AIM :: The listing below is the input. Say how many of its lines contain "styles", giving the number alone.

DATA PROVIDED ::
------------------------------------------------
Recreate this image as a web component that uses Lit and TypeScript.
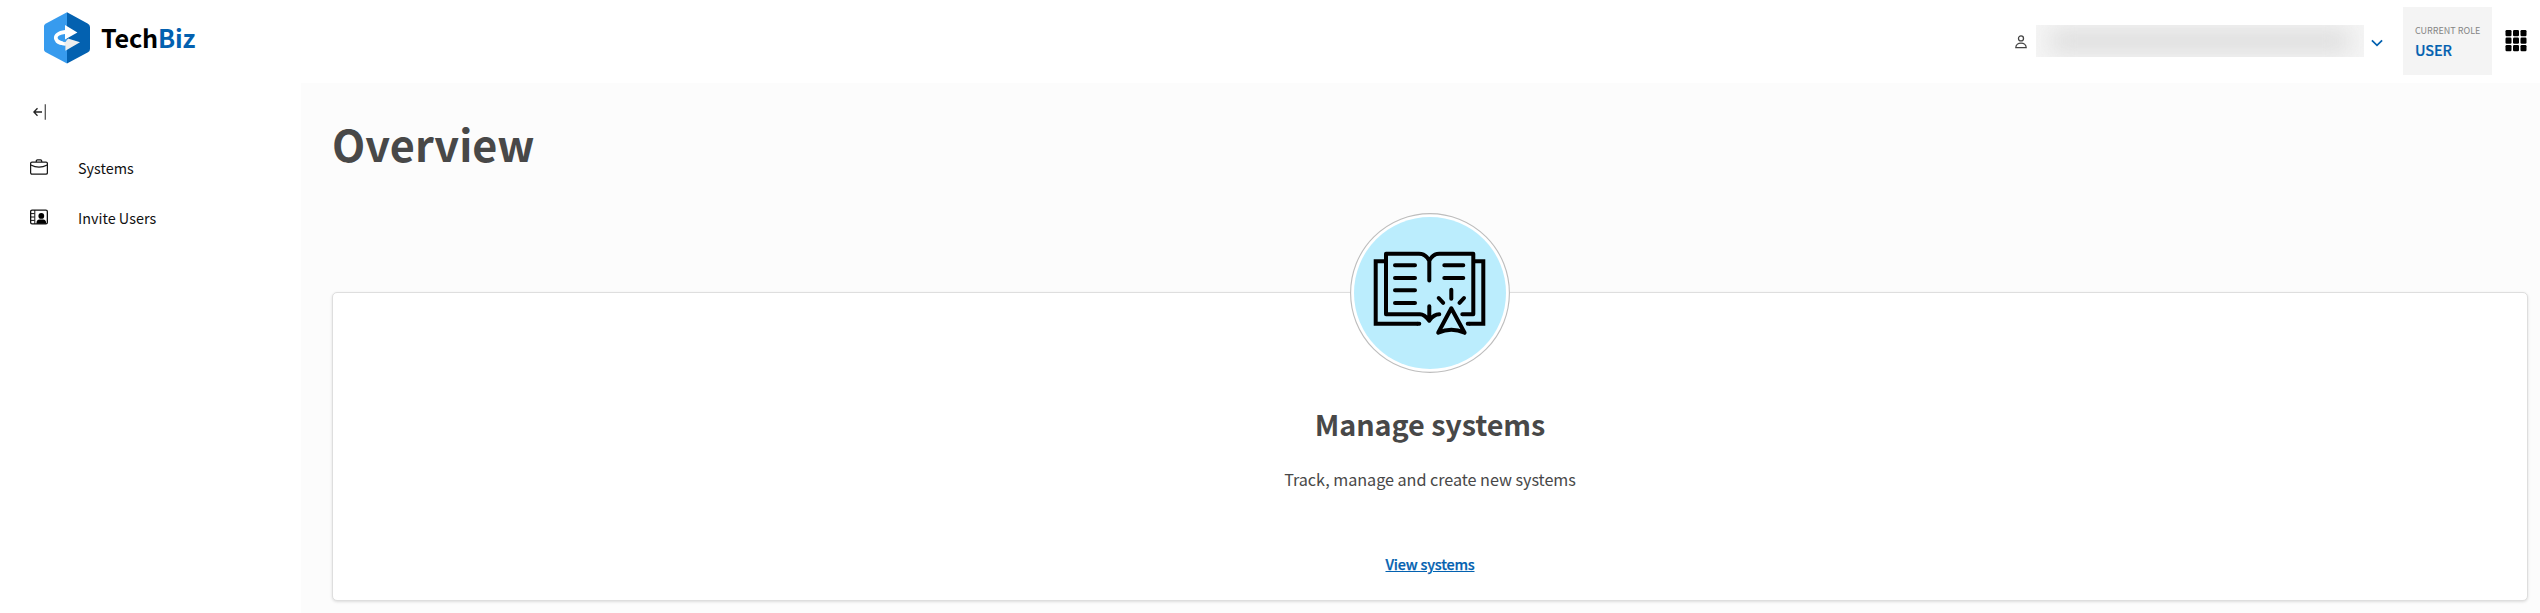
------------------------------------------------
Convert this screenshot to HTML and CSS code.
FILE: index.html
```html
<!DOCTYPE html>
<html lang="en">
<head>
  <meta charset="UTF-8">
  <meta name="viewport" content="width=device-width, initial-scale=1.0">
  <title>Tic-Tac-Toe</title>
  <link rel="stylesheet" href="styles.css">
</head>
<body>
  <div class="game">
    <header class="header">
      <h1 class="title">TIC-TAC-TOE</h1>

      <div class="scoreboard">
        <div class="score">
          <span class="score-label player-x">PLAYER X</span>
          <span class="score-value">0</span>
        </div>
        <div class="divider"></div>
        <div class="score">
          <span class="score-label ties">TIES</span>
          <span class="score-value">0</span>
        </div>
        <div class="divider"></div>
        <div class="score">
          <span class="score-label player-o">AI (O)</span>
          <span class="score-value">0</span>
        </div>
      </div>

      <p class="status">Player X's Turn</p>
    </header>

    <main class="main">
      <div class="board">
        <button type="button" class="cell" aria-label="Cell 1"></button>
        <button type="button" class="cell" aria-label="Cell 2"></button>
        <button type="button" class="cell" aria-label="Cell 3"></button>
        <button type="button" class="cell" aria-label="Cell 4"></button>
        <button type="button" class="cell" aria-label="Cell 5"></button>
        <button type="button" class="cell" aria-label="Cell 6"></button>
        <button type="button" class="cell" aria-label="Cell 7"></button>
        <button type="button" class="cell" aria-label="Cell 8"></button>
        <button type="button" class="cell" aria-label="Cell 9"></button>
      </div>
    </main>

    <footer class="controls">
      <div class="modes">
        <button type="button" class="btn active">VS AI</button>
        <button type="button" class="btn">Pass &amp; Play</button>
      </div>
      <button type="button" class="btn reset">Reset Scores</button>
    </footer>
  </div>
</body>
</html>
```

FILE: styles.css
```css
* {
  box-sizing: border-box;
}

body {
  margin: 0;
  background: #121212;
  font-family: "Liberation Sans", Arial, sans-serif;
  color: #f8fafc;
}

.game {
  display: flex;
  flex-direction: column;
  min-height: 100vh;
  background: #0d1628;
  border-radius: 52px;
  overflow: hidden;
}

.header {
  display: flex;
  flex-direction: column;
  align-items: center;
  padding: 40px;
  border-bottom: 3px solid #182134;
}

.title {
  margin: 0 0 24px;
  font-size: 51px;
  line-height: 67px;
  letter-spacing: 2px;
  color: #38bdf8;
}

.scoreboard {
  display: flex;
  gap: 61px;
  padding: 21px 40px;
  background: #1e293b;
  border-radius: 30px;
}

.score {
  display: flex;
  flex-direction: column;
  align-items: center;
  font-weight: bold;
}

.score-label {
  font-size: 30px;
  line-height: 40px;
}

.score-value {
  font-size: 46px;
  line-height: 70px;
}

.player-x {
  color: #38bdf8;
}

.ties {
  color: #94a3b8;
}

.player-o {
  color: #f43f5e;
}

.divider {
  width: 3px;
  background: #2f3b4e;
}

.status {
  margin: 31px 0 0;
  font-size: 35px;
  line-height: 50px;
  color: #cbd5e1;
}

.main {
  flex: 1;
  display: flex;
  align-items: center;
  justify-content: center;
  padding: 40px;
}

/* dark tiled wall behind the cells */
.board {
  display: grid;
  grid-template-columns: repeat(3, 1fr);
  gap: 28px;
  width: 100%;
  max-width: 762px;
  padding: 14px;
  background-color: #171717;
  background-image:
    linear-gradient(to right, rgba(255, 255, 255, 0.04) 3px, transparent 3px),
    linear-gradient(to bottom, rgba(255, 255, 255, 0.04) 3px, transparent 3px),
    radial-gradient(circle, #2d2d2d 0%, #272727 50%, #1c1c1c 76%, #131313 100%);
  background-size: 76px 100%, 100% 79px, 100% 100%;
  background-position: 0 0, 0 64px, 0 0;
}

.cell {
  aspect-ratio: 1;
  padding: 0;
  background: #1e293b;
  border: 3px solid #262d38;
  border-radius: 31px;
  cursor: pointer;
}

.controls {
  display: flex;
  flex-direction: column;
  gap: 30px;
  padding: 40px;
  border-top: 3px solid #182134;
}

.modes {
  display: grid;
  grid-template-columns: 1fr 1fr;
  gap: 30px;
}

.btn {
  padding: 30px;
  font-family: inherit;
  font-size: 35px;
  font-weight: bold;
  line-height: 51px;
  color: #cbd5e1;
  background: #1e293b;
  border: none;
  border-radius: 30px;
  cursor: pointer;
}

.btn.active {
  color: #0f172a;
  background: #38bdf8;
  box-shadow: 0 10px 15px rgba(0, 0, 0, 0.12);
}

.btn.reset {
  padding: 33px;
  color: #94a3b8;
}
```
------------------------------------------------
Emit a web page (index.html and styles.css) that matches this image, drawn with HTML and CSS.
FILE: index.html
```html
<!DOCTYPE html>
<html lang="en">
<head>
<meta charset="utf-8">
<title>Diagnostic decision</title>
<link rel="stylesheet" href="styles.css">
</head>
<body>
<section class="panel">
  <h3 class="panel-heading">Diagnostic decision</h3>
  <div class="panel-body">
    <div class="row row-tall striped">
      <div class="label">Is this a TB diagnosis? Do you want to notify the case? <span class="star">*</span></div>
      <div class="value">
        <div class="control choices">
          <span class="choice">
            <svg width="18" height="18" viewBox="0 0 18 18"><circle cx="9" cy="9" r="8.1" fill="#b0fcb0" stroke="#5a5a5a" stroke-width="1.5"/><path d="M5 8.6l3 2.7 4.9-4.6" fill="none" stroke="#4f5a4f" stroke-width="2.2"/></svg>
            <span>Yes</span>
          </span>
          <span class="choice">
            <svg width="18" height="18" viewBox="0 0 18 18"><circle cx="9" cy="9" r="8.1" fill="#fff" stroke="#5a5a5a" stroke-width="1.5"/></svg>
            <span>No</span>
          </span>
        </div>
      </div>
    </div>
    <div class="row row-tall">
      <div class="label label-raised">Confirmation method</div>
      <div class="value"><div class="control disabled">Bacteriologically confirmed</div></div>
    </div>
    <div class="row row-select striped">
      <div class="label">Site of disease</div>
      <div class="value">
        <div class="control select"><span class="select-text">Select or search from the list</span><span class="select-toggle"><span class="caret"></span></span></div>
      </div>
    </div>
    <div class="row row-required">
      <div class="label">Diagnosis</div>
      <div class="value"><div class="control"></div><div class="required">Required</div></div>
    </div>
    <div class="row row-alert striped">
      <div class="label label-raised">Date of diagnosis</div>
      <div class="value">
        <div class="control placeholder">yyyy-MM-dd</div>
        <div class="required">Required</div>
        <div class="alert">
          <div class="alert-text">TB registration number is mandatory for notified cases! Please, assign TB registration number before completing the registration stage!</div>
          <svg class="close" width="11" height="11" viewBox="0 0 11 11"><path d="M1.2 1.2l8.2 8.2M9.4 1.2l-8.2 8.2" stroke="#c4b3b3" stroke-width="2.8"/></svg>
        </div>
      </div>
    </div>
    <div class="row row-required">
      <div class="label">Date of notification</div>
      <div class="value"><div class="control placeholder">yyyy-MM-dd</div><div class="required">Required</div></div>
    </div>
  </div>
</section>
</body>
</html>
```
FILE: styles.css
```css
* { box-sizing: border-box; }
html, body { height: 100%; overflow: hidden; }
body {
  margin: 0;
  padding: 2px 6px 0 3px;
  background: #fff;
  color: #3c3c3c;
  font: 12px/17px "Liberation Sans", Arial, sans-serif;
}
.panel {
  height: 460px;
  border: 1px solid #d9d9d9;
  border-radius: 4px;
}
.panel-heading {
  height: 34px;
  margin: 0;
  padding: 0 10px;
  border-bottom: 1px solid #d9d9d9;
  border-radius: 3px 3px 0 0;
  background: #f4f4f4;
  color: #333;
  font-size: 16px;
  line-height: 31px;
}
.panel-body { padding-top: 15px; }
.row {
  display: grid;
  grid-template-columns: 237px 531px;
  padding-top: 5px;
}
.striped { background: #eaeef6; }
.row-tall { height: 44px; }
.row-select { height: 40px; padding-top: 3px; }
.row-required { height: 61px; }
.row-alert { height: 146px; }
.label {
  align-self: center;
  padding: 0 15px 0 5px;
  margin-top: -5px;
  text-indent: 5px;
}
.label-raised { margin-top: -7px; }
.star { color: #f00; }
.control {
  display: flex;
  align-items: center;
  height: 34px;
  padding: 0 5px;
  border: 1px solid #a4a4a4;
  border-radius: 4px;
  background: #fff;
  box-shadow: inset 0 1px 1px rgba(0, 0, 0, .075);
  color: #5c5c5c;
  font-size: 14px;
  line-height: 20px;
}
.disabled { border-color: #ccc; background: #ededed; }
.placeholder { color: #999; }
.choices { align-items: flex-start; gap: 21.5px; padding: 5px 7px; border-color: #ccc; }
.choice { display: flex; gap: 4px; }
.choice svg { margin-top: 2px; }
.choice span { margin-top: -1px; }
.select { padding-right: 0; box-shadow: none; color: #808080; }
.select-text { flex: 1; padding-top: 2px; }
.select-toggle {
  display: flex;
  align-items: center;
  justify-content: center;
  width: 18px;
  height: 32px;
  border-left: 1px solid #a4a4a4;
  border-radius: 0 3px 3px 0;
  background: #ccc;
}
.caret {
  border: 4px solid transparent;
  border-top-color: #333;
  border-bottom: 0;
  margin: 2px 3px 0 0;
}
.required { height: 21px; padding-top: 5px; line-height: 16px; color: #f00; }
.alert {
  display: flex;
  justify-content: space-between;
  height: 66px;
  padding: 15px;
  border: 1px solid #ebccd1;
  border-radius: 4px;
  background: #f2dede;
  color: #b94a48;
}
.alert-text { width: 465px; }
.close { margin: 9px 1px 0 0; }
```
------------------------------------------------
OUTPUT FOR THIS EXERCISE :: 5